I need to unzip 24 tar.gz files coming in my s3 bucket and upload it back to another s3 bucket using lambda or glue, it should be serverless the total size for all the 24 files will be maxing 1 GB. Is there any way I can achieve that, Below is the lambda function which uses s3 even based trigger to unzip the files, but I am not able to achieve the result.
import boto3
import botocore
import tarfile
from io import BytesIO
s3_client = boto3.client('s3')
def lambda_handler(event, context):
bucket = event['Records'][0]['s3']['bucket']['name']
key = event['Records'][0]['s3']['object']['key']
input_tar_file = s3_client.get_object(Bucket = bucket, Key = key)
input_tar_content = input_tar_file['Body'].read()

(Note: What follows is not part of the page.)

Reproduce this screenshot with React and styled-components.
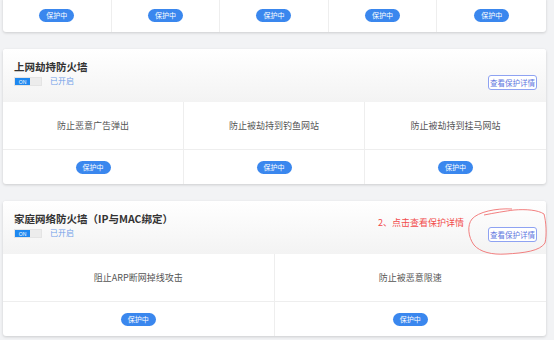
import React from 'react'
import styled, { createGlobalStyle } from 'styled-components'

const GlobalStyle = createGlobalStyle`
  html, body {
    margin: 0;
    padding: 0;
    background: #f2f3f5;
    font-family: "Noto Sans CJK SC", "Liberation Sans", sans-serif;
    overflow: hidden;
  }
`

const Page = styled.div`
  width: 554px;
  height: 340px;
  padding: 0 8px 0 3px;
  box-sizing: border-box;
  display: flex;
  flex-direction: column;
  gap: 17px;
  overflow: hidden;
`

const Card = styled.div`
  position: relative;
  background: #fff;
  border-radius: ${p => (p.$cut ? '0 0 3px 3px' : '3px')};
  box-shadow: 0 1px 3px rgba(0, 0, 0, 0.16);
  margin-top: ${p => p.$offset || 0}px;
  flex-shrink: 0;
`

const Header = styled.div`
  height: 53px;
  box-sizing: border-box;
  padding: 11px 9px 0 11px;
  background: linear-gradient(#ffffff, #f3f3f3);
  border-radius: 3px 3px 0 0;
  display: flex;
  justify-content: space-between;
  align-items: flex-start;
`

const HeaderLeft = styled.div`
  display: flex;
  flex-direction: column;
  gap: 2px;
`

const Title = styled.div`
  font-size: 10.5px;
  font-weight: 700;
  color: #333;
  line-height: 14px;
`

const StatusLine = styled.div`
  display: flex;
  align-items: center;
  gap: 8px;
`

const Toggle = styled.div`
  width: 28px;
  height: 9px;
  display: flex;
  background: #ececec;
  border: 1px solid #e4e4e4;
  box-sizing: border-box;
`

const ToggleOn = styled.div`
  width: 15px;
  background: #1e88f0;
  color: #fff;
  font-size: 5px;
  line-height: 8px;
  text-align: center;
  font-family: "Liberation Sans", sans-serif;
`

const StatusText = styled.span`
  font-size: 8px;
  color: #6f9ee8;
  line-height: 10px;
`

const HeaderRight = styled.div`
  display: flex;
  align-items: center;
  gap: 22px;
  margin-top: ${p => (p.$note ? '4px' : '15px')};
`

const Note = styled.span`
  font-size: 9px;
  color: #f24b4b;
  margin-top: -13px;
  margin-right: 2px;
`

const DetailButton = styled.div`
  width: 49px;
  height: 15px;
  box-sizing: border-box;
  border: 1px solid #8ea2f2;
  border-radius: 3px;
  background: #fff;
  color: #5f78e0;
  font-size: 7.5px;
  line-height: 13px;
  text-align: center;
  white-space: nowrap;
  margin-top: ${p => (p.$note ? '11px' : '0')};
`

const Grid = styled.div`
  display: grid;
  grid-template-columns: repeat(${p => p.$cols}, 1fr);
`

const Item = styled.div`
  height: ${p => p.$h}px;
  display: flex;
  align-items: center;
  justify-content: center;
  font-size: 9px;
  color: #555;
  border-right: 1px solid #eeeeee;
  border-bottom: ${p => (p.$last ? 'none' : '1px solid #eeeeee')};
  &:nth-child(${p => p.$cols}n) {
    border-right: none;
  }
`

const Badge = styled.span`
  width: 35px;
  height: 13px;
  border-radius: 7px;
  background: #3a87ee;
  color: #fff;
  font-size: 7px;
  line-height: 13px;
  text-align: center;
`

const Circle = styled.svg`
  position: absolute;
  left: 463px;
  top: 6px;
  pointer-events: none;
`

function FeatureCard({ title, items, note }) {
  const cols = items.length
  return (
    <Card>
      <Header>
        <HeaderLeft>
          <Title>{title}</Title>
          <StatusLine>
            <Toggle><ToggleOn>ON</ToggleOn></Toggle>
            <StatusText>已开启</StatusText>
          </StatusLine>
        </HeaderLeft>
        <HeaderRight $note={note}>
          {note && <Note>{note}</Note>}
          <DetailButton $note={note}>查看保护详情</DetailButton>
        </HeaderRight>
      </Header>
      <Grid $cols={cols}>
        {items.map((t, i) => (
          <Item key={'t' + i} $cols={cols} $h={47}>{t}</Item>
        ))}
        {items.map((t, i) => (
          <Item key={'b' + i} $cols={cols} $h={34} $last>
            <Badge>保护中</Badge>
          </Item>
        ))}
      </Grid>
      {note && (
        <Circle width="83" height="50" viewBox="0 0 83 50">
          <path
            d="M46 2 C30 1 12 5 6 12 C1 18 2 30 8 38 C14 45 26 48 40 47 C58 46 74 44 79 36 C81 28 80 14 78 7 C72 3 60 2 48 3 C40 4 28 6 18 8"
            fill="none"
            stroke="#f07272"
            strokeWidth="0.9"
          />
        </Circle>
      )}
    </Card>
  )
}

export default function App() {
  return (
    <>
      <GlobalStyle />
      <Page>
        <Card $cut $offset={-2}>
          <Grid $cols={5}>
            {[0, 1, 2, 3, 4].map(i => (
              <Item key={i} $cols={5} $h={34} $last>
                <Badge>保护中</Badge>
              </Item>
            ))}
          </Grid>
        </Card>
        <FeatureCard
          title="上网劫持防火墙"
          items={['防止恶意广告弹出', '防止被劫持到钓鱼网站', '防止被劫持到挂马网站']}
        />
        <FeatureCard
          title="家庭网络防火墙（IP与MAC绑定）"
          note="2、点击查看保护详情"
          items={['阻止ARP断网掉线攻击', '防止被恶意限速']}
        />
      </Page>
    </>
  )
}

with tarfile.open(fileobj = BytesIO(input_tar_content)) as tar:
for tar_resource in tar:
if (tar_resource.isfile()):
inner_file_bytes = tar.extractfile(tar_resource).read()
s3_client.upload_fileobj(BytesIO(bytes_content), Bucket =bucket,Key=uncompressed_key)
It's saying bytes_content not defined. Is it possible to use lambda aur glue to get a solution for this problem? Any help will be much appreciated.